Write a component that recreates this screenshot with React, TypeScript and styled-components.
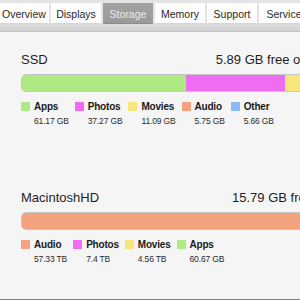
import React from "react";
import styled, { createGlobalStyle } from "styled-components";

const GlobalStyle = createGlobalStyle`
  html, body { margin: 0; padding: 0; background: #f5f5f5; overflow: hidden; }
  body { font-family: "Liberation Sans", Arial, sans-serif; }
`;

const Window = styled.div`
  width: 300px;
  height: 300px;
  box-sizing: border-box;
  overflow: hidden;
  background: #f5f5f5;
  border-bottom: 1px solid #7d7d7d;
`;

const TabBar = styled.div`
  display: flex;
  gap: 2px;
  padding-top: 3px;
  margin-left: -1px;
  background: #e4e4e4;
  height: 21px;
`;

const Tab = styled.div<{ $active?: boolean }>`
  flex: 0 0 50px;
  height: 21px;
  display: flex;
  align-items: center;
  justify-content: center;
  font-size: 10.5px;
  color: ${(p) => (p.$active ? "#ececec" : "#2a2a2a")};
  background: ${(p) => (p.$active ? "linear-gradient(#a3a3a3, #999999)" : "#fdfdfd")};
  box-shadow: inset 0 -1px 0 ${(p) => (p.$active ? "#8c8c8c" : "#d6d6d6")};
`;

const Band = styled.div`
  height: 7px;
  background: linear-gradient(#dcdcdc, #d3d3d3);
  border-bottom: 1px solid #c4c4c4;
`;

const Content = styled.div`
  padding: 20px 0 0 21px;
  width: 340px;
  display: flex;
  flex-direction: column;
`;

const Section = styled.div<{ $gap?: number }>`
  display: flex;
  flex-direction: column;
  margin-bottom: ${(p) => p.$gap ?? 0}px;
`;

const Header = styled.div`
  display: flex;
  align-items: baseline;
  font-size: 13px;
  color: #1e1e1e;
  height: 16px;
`;

const Title = styled.span`
  flex: 0 0 auto;
`;

const Free = styled.span<{ $left: number }>`
  margin-left: ${(p) => p.$left}px;
  white-space: nowrap;
`;

const Bar = styled.div`
  margin-top: 6px;
  height: 18px;
  display: flex;
  border: 1px solid #c6c6c6;
  border-radius: 5px 0 0 5px;
  overflow: hidden;
  box-sizing: border-box;
  width: 340px;
`;

const Segment = styled.div<{ $color: string }>`
  background: ${(p) => p.$color};
  height: 100%;
  flex-shrink: 0;
`;

const Legend = styled.div`
  display: flex;
  gap: 6px;
  margin-top: 10px;
`;

const Item = styled.div`
  display: flex;
  gap: 4px;
`;

const Swatch = styled.div<{ $color: string }>`
  width: 9px;
  height: 9px;
  background: ${(p) => p.$color};
`;

const ItemText = styled.div`
  display: flex;
  flex-direction: column;
`;

const Label = styled.span`
  font-size: 10px;
  font-weight: bold;
  letter-spacing: -0.2px;
  color: #1a1a1a;
  line-height: 10px;
`;

const Value = styled.span`
  font-size: 8.5px;
  letter-spacing: -0.15px;
  color: #2a2a2a;
  line-height: 10px;
  margin-top: 4px;
`;

const C = {
  green: "#aeea82",
  magenta: "#f06cf0",
  yellow: "#f6e67c",
  orange: "#f4a17e",
  blue: "#8ab8f8",
  free: "#f5f5f5",
};

const tabs = ["Overview", "Displays", "Storage", "Memory", "Support", "Service"];

type Entry = { label: string; value: string; color: string; w: number };

const ssd: Entry[] = [
  { label: "Apps", value: "61.17 GB", color: C.green, w: 164 },
  { label: "Photos", value: "37.27 GB", color: C.magenta, w: 99 },
  { label: "Movies", value: "11.09 GB", color: C.yellow, w: 30 },
  { label: "Audio", value: "5.75 GB", color: C.orange, w: 15 },
  { label: "Other", value: "5.66 GB", color: C.blue, w: 15 },
];

const mac: Entry[] = [
  { label: "Audio", value: "57.33 TB", color: C.orange, w: 340 },
  { label: "Photos", value: "7.4 TB", color: C.magenta, w: 0 },
  { label: "Movies", value: "4.56 TB", color: C.yellow, w: 0 },
  { label: "Apps", value: "60.67 GB", color: C.green, w: 0 },
];

function Drive({ name, free, freeLeft, entries, gap }: { name: string; free: string; freeLeft: number; entries: Entry[]; gap?: number }) {
  return (
    <Section $gap={gap}>
      <Header>
        <Title>{name}</Title>
        <Free $left={freeLeft}>{free}</Free>
      </Header>
      <Bar>
        {entries.filter((e) => e.w > 0).map((e) => (
          <Segment key={e.label} $color={e.color} style={{ width: e.w }} />
        ))}
        <Segment $color={C.free} style={{ flex: 1 }} />
      </Bar>
      <Legend>
        {entries.map((e) => (
          <Item key={e.label}>
            <Swatch $color={e.color} />
            <ItemText>
              <Label>{e.label}</Label>
              <Value>{e.value}</Value>
            </ItemText>
          </Item>
        ))}
      </Legend>
    </Section>
  );
}

export default function App() {
  return (
    <>
      <GlobalStyle />
      <Window>
        <TabBar>
          {tabs.map((t) => (
            <Tab key={t} $active={t === "Storage"}>{t}</Tab>
          ))}
        </TabBar>
        <Band />
        <Content>
          <Drive name="SSD" free="5.89 GB free of 126.83 GB" freeLeft={168} entries={ssd} gap={64} />
          <Drive name="MacintoshHD" free="15.79 GB free of 145.96 TB" freeLeft={133} entries={mac} />
        </Content>
      </Window>
    </>
  );
}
■ ■ ■
§ Your goal: Transcribe each line above verbatim, with the pictures left out.

§ Solution:
Write a component that recreates this screenshot with React, TypeScript and styled-components.
import React from "react";
import styled, { createGlobalStyle } from "styled-components";

const GlobalStyle = createGlobalStyle`
  html, body { margin: 0; padding: 0; background: #f5f5f5; overflow: hidden; }
  body { font-family: "Liberation Sans", Arial, sans-serif; }
`;

const Window = styled.div`
  width: 300px;
  height: 300px;
  box-sizing: border-box;
  overflow: hidden;
  background: #f5f5f5;
  border-bottom: 1px solid #7d7d7d;
`;

const TabBar = styled.div`
  display: flex;
  gap: 2px;
  padding-top: 3px;
  margin-left: -1px;
  background: #e4e4e4;
  height: 21px;
`;

const Tab = styled.div<{ $active?: boolean }>`
  flex: 0 0 50px;
  height: 21px;
  display: flex;
  align-items: center;
  justify-content: center;
  font-size: 10.5px;
  color: ${(p) => (p.$active ? "#ececec" : "#2a2a2a")};
  background: ${(p) => (p.$active ? "linear-gradient(#a3a3a3, #999999)" : "#fdfdfd")};
  box-shadow: inset 0 -1px 0 ${(p) => (p.$active ? "#8c8c8c" : "#d6d6d6")};
`;

const Band = styled.div`
  height: 7px;
  background: linear-gradient(#dcdcdc, #d3d3d3);
  border-bottom: 1px solid #c4c4c4;
`;

const Content = styled.div`
  padding: 20px 0 0 21px;
  width: 340px;
  display: flex;
  flex-direction: column;
`;

const Section = styled.div<{ $gap?: number }>`
  display: flex;
  flex-direction: column;
  margin-bottom: ${(p) => p.$gap ?? 0}px;
`;

const Header = styled.div`
  display: flex;
  align-items: baseline;
  font-size: 13px;
  color: #1e1e1e;
  height: 16px;
`;

const Title = styled.span`
  flex: 0 0 auto;
`;

const Free = styled.span<{ $left: number }>`
  margin-left: ${(p) => p.$left}px;
  white-space: nowrap;
`;

const Bar = styled.div`
  margin-top: 6px;
  height: 18px;
  display: flex;
  border: 1px solid #c6c6c6;
  border-radius: 5px 0 0 5px;
  overflow: hidden;
  box-sizing: border-box;
  width: 340px;
`;

const Segment = styled.div<{ $color: string }>`
  background: ${(p) => p.$color};
  height: 100%;
  flex-shrink: 0;
`;

const Legend = styled.div`
  display: flex;
  gap: 6px;
  margin-top: 10px;
`;

const Item = styled.div`
  display: flex;
  gap: 4px;
`;

const Swatch = styled.div<{ $color: string }>`
  width: 9px;
  height: 9px;
  background: ${(p) => p.$color};
`;

const ItemText = styled.div`
  display: flex;
  flex-direction: column;
`;

const Label = styled.span`
  font-size: 10px;
  font-weight: bold;
  letter-spacing: -0.2px;
  color: #1a1a1a;
  line-height: 10px;
`;

const Value = styled.span`
  font-size: 8.5px;
  letter-spacing: -0.15px;
  color: #2a2a2a;
  line-height: 10px;
  margin-top: 4px;
`;

const C = {
  green: "#aeea82",
  magenta: "#f06cf0",
  yellow: "#f6e67c",
  orange: "#f4a17e",
  blue: "#8ab8f8",
  free: "#f5f5f5",
};

const tabs = ["Overview", "Displays", "Storage", "Memory", "Support", "Service"];

type Entry = { label: string; value: string; color: string; w: number };

const ssd: Entry[] = [
  { label: "Apps", value: "61.17 GB", color: C.green, w: 164 },
  { label: "Photos", value: "37.27 GB", color: C.magenta, w: 99 },
  { label: "Movies", value: "11.09 GB", color: C.yellow, w: 30 },
  { label: "Audio", value: "5.75 GB", color: C.orange, w: 15 },
  { label: "Other", value: "5.66 GB", color: C.blue, w: 15 },
];

const mac: Entry[] = [
  { label: "Audio", value: "57.33 TB", color: C.orange, w: 340 },
  { label: "Photos", value: "7.4 TB", color: C.magenta, w: 0 },
  { label: "Movies", value: "4.56 TB", color: C.yellow, w: 0 },
  { label: "Apps", value: "60.67 GB", color: C.green, w: 0 },
];

function Drive({ name, free, freeLeft, entries, gap }: { name: string; free: string; freeLeft: number; entries: Entry[]; gap?: number }) {
  return (
    <Section $gap={gap}>
      <Header>
        <Title>{name}</Title>
        <Free $left={freeLeft}>{free}</Free>
      </Header>
      <Bar>
        {entries.filter((e) => e.w > 0).map((e) => (
          <Segment key={e.label} $color={e.color} style={{ width: e.w }} />
        ))}
        <Segment $color={C.free} style={{ flex: 1 }} />
      </Bar>
      <Legend>
        {entries.map((e) => (
          <Item key={e.label}>
            <Swatch $color={e.color} />
            <ItemText>
              <Label>{e.label}</Label>
              <Value>{e.value}</Value>
            </ItemText>
          </Item>
        ))}
      </Legend>
    </Section>
  );
}

export default function App() {
  return (
    <>
      <GlobalStyle />
      <Window>
        <TabBar>
          {tabs.map((t) => (
            <Tab key={t} $active={t === "Storage"}>{t}</Tab>
          ))}
        </TabBar>
        <Band />
        <Content>
          <Drive name="SSD" free="5.89 GB free of 126.83 GB" freeLeft={168} entries={ssd} gap={64} />
          <Drive name="MacintoshHD" free="15.79 GB free of 145.96 TB" freeLeft={133} entries={mac} />
        </Content>
      </Window>
    </>
  );
}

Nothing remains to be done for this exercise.